> WHAT THE TASK ASKS: The line containing "import React from" marks the end: extract everything from the first line of the data through that line, exactly, with no pictures.
-- begin DATASET EXCERPT --
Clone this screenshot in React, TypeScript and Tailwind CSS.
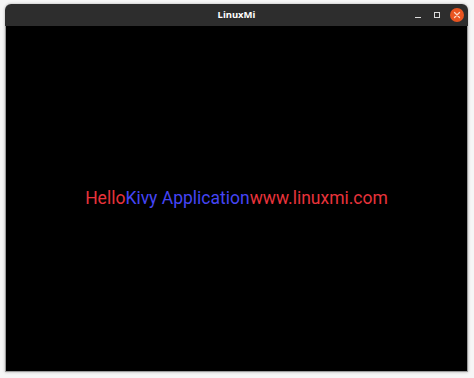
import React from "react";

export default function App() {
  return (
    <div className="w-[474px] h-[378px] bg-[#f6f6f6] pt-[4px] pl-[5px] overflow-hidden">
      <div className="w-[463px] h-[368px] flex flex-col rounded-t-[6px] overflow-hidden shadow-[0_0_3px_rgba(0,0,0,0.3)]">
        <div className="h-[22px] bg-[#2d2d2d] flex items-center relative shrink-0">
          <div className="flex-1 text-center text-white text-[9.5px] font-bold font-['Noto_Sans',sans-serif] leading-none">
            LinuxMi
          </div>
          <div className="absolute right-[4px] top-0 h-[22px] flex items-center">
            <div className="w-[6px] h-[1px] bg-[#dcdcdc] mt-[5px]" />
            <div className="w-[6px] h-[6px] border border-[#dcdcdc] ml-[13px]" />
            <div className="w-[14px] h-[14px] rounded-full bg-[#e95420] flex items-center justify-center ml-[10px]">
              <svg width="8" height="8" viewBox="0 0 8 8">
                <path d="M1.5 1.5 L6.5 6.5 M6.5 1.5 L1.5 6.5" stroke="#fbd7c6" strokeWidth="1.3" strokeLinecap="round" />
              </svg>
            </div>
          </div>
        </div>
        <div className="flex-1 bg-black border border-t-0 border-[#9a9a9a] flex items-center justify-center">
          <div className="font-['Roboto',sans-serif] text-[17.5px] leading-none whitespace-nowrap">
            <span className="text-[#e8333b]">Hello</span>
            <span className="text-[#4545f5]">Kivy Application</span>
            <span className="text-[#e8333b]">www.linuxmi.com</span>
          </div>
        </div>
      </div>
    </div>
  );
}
-- end DATASET EXCERPT --
> RESULT FOR THIS TASK:
Clone this screenshot in React, TypeScript and Tailwind CSS.
import React from "react";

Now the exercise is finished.